**AVAILABLE DATA**

********

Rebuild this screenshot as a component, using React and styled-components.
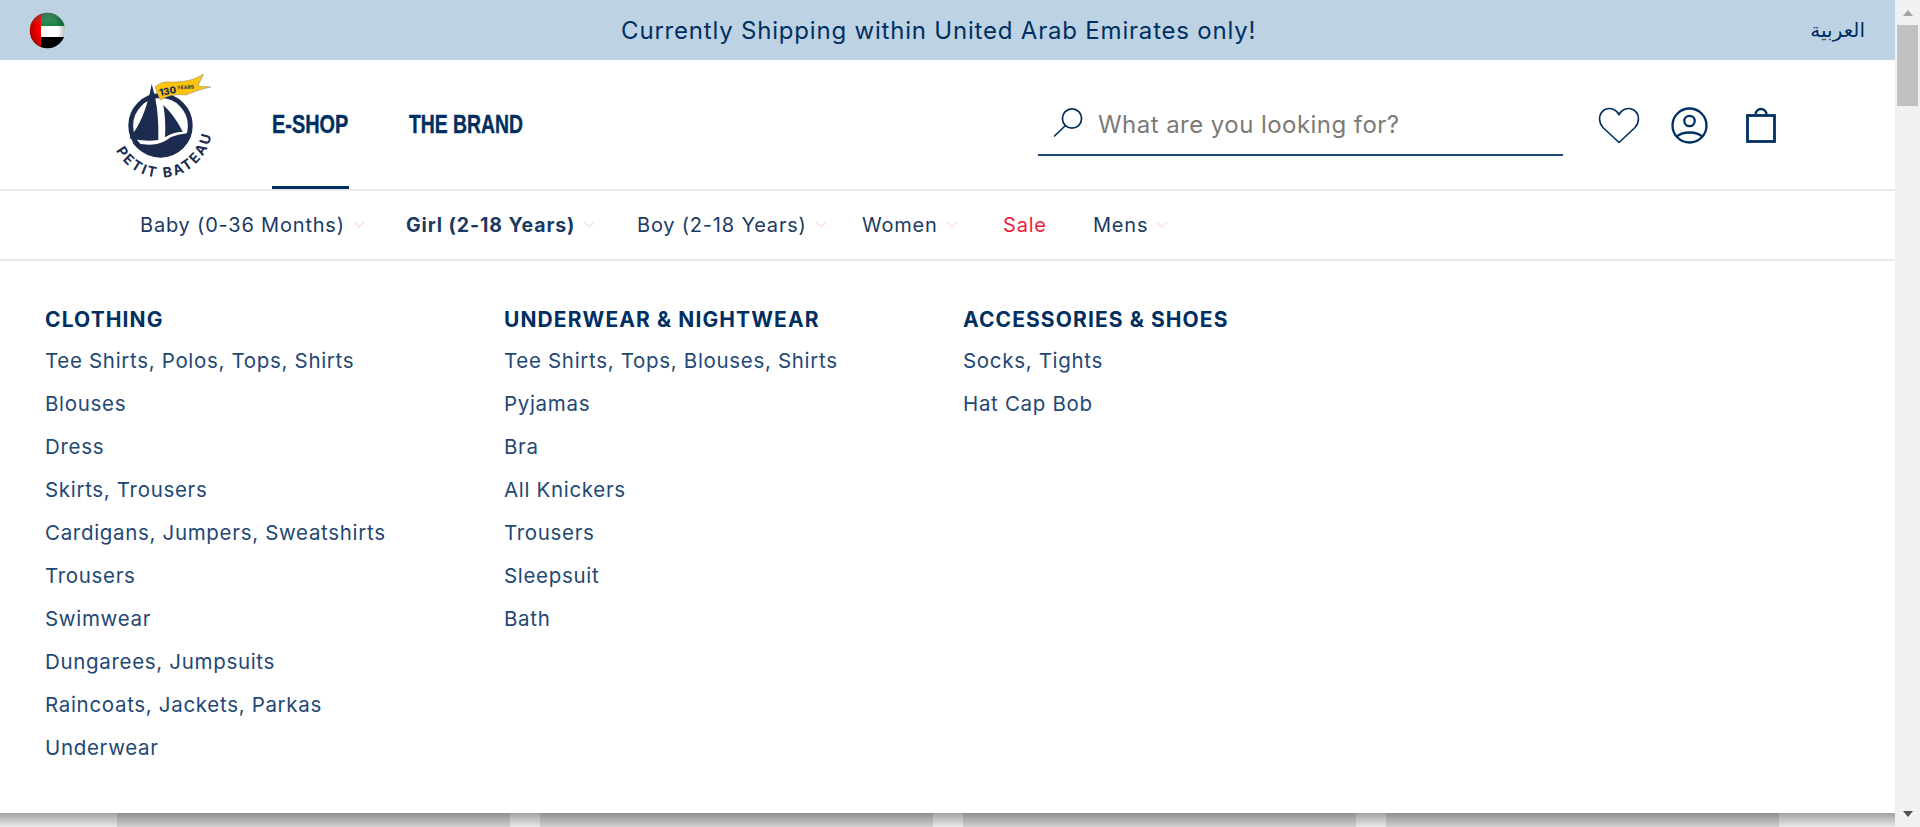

********

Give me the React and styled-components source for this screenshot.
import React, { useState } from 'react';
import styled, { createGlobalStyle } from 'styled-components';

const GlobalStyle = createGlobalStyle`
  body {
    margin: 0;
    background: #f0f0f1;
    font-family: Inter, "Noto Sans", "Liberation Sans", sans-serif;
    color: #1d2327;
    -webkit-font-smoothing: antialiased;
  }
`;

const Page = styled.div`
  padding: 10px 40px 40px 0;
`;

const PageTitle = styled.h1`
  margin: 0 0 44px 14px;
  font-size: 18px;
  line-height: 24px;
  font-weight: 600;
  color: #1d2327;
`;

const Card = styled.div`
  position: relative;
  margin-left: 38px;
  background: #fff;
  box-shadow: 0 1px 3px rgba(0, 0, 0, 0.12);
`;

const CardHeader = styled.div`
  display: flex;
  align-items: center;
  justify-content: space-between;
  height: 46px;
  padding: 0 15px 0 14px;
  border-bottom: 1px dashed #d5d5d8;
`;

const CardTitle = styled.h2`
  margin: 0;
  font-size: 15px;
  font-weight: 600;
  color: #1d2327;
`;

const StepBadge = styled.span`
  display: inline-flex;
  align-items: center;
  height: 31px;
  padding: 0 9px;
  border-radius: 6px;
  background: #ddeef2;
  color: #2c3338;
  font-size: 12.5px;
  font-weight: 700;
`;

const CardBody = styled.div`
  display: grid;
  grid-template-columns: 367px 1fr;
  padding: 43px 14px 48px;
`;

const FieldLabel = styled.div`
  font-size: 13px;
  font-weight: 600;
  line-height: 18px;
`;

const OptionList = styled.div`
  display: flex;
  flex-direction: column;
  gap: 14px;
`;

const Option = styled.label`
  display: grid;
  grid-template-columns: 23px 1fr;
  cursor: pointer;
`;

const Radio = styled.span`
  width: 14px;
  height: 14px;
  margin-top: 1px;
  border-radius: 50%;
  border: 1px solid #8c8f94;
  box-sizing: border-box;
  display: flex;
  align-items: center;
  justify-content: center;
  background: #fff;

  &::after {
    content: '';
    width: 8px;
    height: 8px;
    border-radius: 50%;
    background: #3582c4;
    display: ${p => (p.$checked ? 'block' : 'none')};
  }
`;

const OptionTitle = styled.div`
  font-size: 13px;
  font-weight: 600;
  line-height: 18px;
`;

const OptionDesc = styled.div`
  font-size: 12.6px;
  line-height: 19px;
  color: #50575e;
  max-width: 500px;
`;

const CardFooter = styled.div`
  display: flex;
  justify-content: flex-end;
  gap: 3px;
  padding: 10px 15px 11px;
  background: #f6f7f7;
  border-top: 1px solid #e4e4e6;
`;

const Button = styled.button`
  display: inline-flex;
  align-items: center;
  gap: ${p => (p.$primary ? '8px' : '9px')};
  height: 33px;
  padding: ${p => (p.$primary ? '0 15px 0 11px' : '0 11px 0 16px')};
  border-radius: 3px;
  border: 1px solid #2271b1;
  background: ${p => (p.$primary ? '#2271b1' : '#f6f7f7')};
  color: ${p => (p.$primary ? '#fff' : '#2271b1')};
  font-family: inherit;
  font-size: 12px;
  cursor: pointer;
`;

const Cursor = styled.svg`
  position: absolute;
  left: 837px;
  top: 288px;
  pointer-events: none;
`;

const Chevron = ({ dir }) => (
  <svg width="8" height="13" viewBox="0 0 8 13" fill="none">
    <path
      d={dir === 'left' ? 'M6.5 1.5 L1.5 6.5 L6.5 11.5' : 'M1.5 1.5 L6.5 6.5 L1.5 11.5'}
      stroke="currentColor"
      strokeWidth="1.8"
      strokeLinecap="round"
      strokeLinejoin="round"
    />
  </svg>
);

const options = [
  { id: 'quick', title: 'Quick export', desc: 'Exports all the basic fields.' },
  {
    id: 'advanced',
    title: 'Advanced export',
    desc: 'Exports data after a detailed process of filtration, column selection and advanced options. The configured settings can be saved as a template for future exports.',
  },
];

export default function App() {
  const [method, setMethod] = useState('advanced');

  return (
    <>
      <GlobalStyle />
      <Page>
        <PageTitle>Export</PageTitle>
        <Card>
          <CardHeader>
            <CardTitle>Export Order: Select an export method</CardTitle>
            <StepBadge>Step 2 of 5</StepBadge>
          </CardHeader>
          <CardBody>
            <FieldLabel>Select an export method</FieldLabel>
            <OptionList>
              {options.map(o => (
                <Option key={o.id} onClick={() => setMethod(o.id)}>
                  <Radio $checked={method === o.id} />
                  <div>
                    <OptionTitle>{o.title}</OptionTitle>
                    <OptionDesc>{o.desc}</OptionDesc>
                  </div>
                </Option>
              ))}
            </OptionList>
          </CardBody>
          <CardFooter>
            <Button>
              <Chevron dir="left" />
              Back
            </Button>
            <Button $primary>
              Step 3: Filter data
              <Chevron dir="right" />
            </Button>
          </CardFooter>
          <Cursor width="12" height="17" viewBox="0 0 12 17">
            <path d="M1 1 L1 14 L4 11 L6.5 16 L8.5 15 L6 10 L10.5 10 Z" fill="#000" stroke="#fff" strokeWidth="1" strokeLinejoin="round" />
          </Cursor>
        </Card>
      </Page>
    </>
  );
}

********

**PROBLEM TO WORK ON**
Extract all lines from the data in which "screenshot" is found.

**WRITTEN ANSWER**
Rebuild this screenshot as a component, using React and styled-components.
Give me the React and styled-components source for this screenshot.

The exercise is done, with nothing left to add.